Firewood takes time to collect, cut, and season properly. Start in spring for the following winter. Green wood burns badly and creates creosote buildup in your chimney. Seasoned wood burns hot and clean. Give it at least six months of drying time, ideally a year.


A good wood stove or fireplace insert will heat your home far more efficiently than an open fire. If youre serious about reducing heating costs, invest in a proper stove. The upfront cost pays for itself within one winter compared to buying gas.


Portuguese Bread oven on the land
Portuguese Bread oven on the land

Cook on Fire and Barbecue


Gas bottles add up. Every meal you cook on a wood fire or barbecue is a meal that costs you nothing in fuel.


In Portugal, barbecuing is practically a cultural obligation. But most people only do it in the tourist months. Flip that. Barbecue through autumn, winter, and spring when the fire risk is low and the weather still allows outdoor cooking. Summer is when you need to be extremely careful with open flames due to fire regulations and genuine danger. During the hot months, cook simple cold meals or use gas sparingly.


A basic outdoor cooking setup with a fire pit or simple grill costs almost nothing to build and can handle the majority of your meals for most of the year. Rice, beans, grilled vegetables, soups over flame. Its better food than anything you make on a gas hob and it costs nothing beyond the wood you collected for free.



Ditch the Phone Contract (or the Phone Entirely)


A mobile phone contract in Portugal costs 15 to 30 euros a month. Over a year thats 180 to 360 euros. For something you mostly use to scroll social media and receive spam calls.


If you have WiFi at home through a mobile hotspot or a neighbours shared connection, you can make calls through WhatsApp or similar apps for free.

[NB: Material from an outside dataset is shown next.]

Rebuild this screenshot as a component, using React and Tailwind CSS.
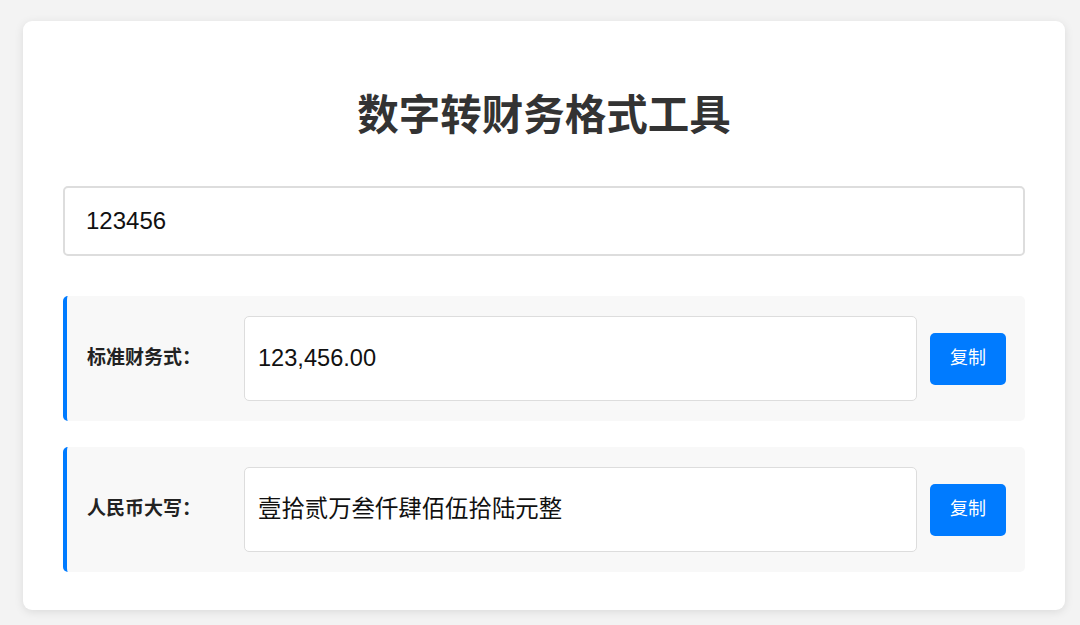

Buy a basic prepaid SIM for emergencies and top it up with 10 euros every couple of months.


Or do what some people out here do and ditch the phone almost entirely. It sounds radical, but when you live somewhere with no signal half the time anyway, youre already mostly phoneless. Making it intentional rather than accidental saves money and, more importantly, removes the single biggest distraction from actually being present in the life you moved here to live.

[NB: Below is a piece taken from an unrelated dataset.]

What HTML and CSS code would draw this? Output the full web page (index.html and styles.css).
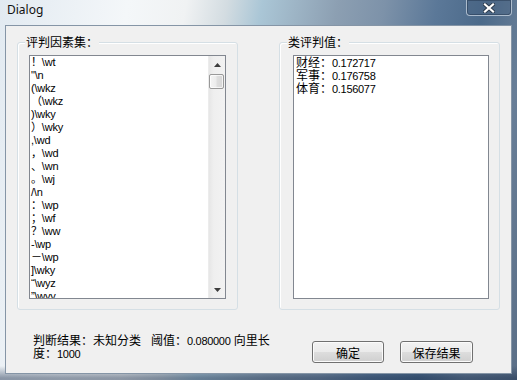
FILE: index.html
```html
<!DOCTYPE html>
<html lang="zh-CN">
<head>
  <meta charset="UTF-8" />
  <title>Dialog</title>
  <link rel="stylesheet" href="styles.css">
</head>
<body>

  <div class="window">
    <div class="titlebar">
      <span class="title">Dialog</span>
      <button class="close-btn" title="关闭">
        <svg width="12" height="10" viewBox="0 0 12 10">
          <path d="M2 1.5 L10 8.5 M10 1.5 L2 8.5" stroke="#2b3a4c" stroke-width="4" stroke-linecap="square"/>
          <path d="M2 1.5 L10 8.5 M10 1.5 L2 8.5" stroke="#fff" stroke-width="2.2" stroke-linecap="square"/>
        </svg>
      </button>
    </div>

    <div class="client">
      <div class="groups">
        <div class="group group-left">
          <span class="group-label">评判因素集：</span>
          <div class="listbox">
            <ul class="items">
              <li>！\wt</li>
              <li>"\n</li>
              <li>(\wkz</li>
              <li>（\wkz</li>
              <li>)\wky</li>
              <li>）\wky</li>
              <li>,\wd</li>
              <li>，\wd</li>
              <li>、\wn</li>
              <li>。\wj</li>
              <li>/\n</li>
              <li>：\wp</li>
              <li>；\wf</li>
              <li>？\ww</li>
              <li>-\wp</li>
              <li>－\wp</li>
              <li>]\wky</li>
              <li>“\wyz</li>
              <li>”\wyy</li>
            </ul>
            <div class="scrollbar">
              <div class="arrow">
                <svg width="7" height="4" viewBox="0 0 7 4"><polygon points="3.5,0 7,4 0,4" fill="#3c3c3c"/></svg>
              </div>
              <div class="thumb"></div>
              <div class="track"></div>
              <div class="arrow">
                <svg width="7" height="4" viewBox="0 0 7 4"><polygon points="0,0 7,0 3.5,4" fill="#3c3c3c"/></svg>
              </div>
            </div>
          </div>
        </div>

        <div class="group group-right">
          <span class="group-label">类评判值：</span>
          <div class="listbox results">
            <div class="result">财经：<span class="num">0.172717</span></div>
            <div class="result">军事：<span class="num">0.176758</span></div>
            <div class="result">体育：<span class="num">0.156077</span></div>
          </div>
        </div>
      </div>

      <div class="footer">
        <p class="status">判断结果：未知分类&nbsp;&nbsp;&nbsp;阈值：<span class="num">0.080000</span> 向里长度：<span class="num">1000</span></p>
        <div class="buttons">
          <button class="btn">确定</button>
          <button class="btn">保存结果</button>
        </div>
      </div>
    </div>
  </div>

</body>
</html>
```

FILE: styles.css
```css
* { box-sizing: border-box; margin: 0; padding: 0; }

html, body {
  width: 517px;
  height: 380px;
  overflow: hidden;
}

body {
  font-family: "Liberation Sans", "Noto Sans CJK SC", sans-serif;
  font-size: 12px;
  color: #000;
  background:
    linear-gradient(to bottom, rgba(20, 40, 70, 0) 0, rgba(20, 40, 70, 0) 366px, rgba(20, 40, 70, 0.45) 378px),
    linear-gradient(100deg, #e2eaf1 0%, #f4f7f9 22%, #f0f2f3 32%, #d3dce1 39%, #aac6d6 45%, #9db4c5 51%, #8c9fb2 58%, #7d92a9 66%, #5b7898 75%, #4c6a8a 83%, #687e97 91%, #5a6e86 100%);
}

.window {
  display: flex;
  flex-direction: column;
  height: 100%;
  padding: 0 5px 6px;
}

/* title bar */
.titlebar {
  height: 25px;
  display: flex;
  justify-content: space-between;
  align-items: flex-start;
  padding-left: 2px;
}

.title {
  font-family: "Noto Sans", "Open Sans", sans-serif;
  font-size: 12px;
  line-height: 16px;
  padding-top: 2px;
  color: #111;
}

.close-btn {
  width: 46px;
  height: 17px;
  margin-top: -1px;
  display: flex;
  align-items: center;
  justify-content: center;
  padding-top: 1px;
  border: 1px solid rgba(235, 242, 250, 0.6);
  border-radius: 0 0 4px 4px;
  background: rgba(70, 95, 125, 0.35);
  box-shadow: inset 0 0 0 1px rgba(20, 35, 55, 0.35);
  cursor: pointer;
}

/* client area */
.client {
  flex: 1;
  display: flex;
  flex-direction: column;
  background-color: #f0f0f0;
  border: 1px solid #8595a6;
}

.groups {
  display: flex;
  gap: 41px;
  padding: 16px 11px 0;
}

.group {
  position: relative;
  width: 221px;
  height: 268px;
  border: 1px solid #d5dfe5;
  border-radius: 3px;
  box-shadow: inset 1px 1px 0 #fff;
  padding: 12px 11px 10px;
}

.group-right {
  padding: 12px 10px 10px 13px;
}

.group-label {
  position: absolute;
  top: -6px;
  left: 7px;
  padding: 0 1px;
  line-height: 13px;
  background-color: #f0f0f0;
}

.listbox {
  height: 100%;
  display: flex;
  border: 1px solid #828790;
  background-color: #fff;
}

.items {
  flex: 1;
  list-style: none;
  overflow: hidden;
  padding: 0 1px;
  font-size: 11px;
  line-height: 13px;
  letter-spacing: -0.2px;
  white-space: nowrap;
}

.scrollbar {
  width: 17px;
  display: flex;
  flex-direction: column;
  background: linear-gradient(to right, #e6e6e6, #efefef 30%, #f2f2f2);
  border-left: 1px solid #ececec;
}

.arrow {
  height: 17px;
  display: flex;
  align-items: center;
  justify-content: center;
}

.thumb {
  height: 15px;
  margin: 1px 1px 0 0;
  border: 1px solid #999;
  border-radius: 2px;
  background: linear-gradient(to right, #f4f4f4, #ececec 45%, #dedede 55%, #d6d6d6);
  box-shadow: inset 0 0 0 1px rgba(255, 255, 255, 0.7);
}

.track {
  flex: 1;
}

.results {
  flex-direction: column;
  padding: 1px 2px;
  line-height: 13px;
}

.num {
  font-size: 11px;
  line-height: 1;
  letter-spacing: -0.3px;
}

/* bottom bar */
.footer {
  display: flex;
  align-items: flex-start;
  margin-top: 25px;
  padding: 0 38px 0 27px;
}

.status {
  width: 242px;
  line-height: 13px;
}

.buttons {
  display: flex;
  gap: 16px;
  margin-left: auto;
  margin-top: 6px;
}

.btn {
  width: 72px;
  height: 22px;
  font-family: inherit;
  font-size: 12px;
  color: #000;
  border: 1px solid #707070;
  border-radius: 3px;
  background: linear-gradient(to bottom, #f2f2f2 0%, #ebebeb 48%, #dddddd 52%, #cfcfcf 100%);
  box-shadow: inset 0 0 0 1px #fbfbfb;
  cursor: pointer;
}

.btn + .btn {
  width: 73px;
}
```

My 2nd off grid Property before I did anything
My 2nd off grid Property before I did anything

Skip the Lawyer When Buying Property (With Your Eyes Open)


This one comes with a massive caveat: its risky. But its an option, and people should know it exists.


In Portugal, property transfers happen through a notary. The notary handles the legal process of transferring ownership. A lawyer adds an extra layer of protection by checking for debts, liens, planning issues, and ownership disputes. That protection typically costs 1,500 to 3,000 euros.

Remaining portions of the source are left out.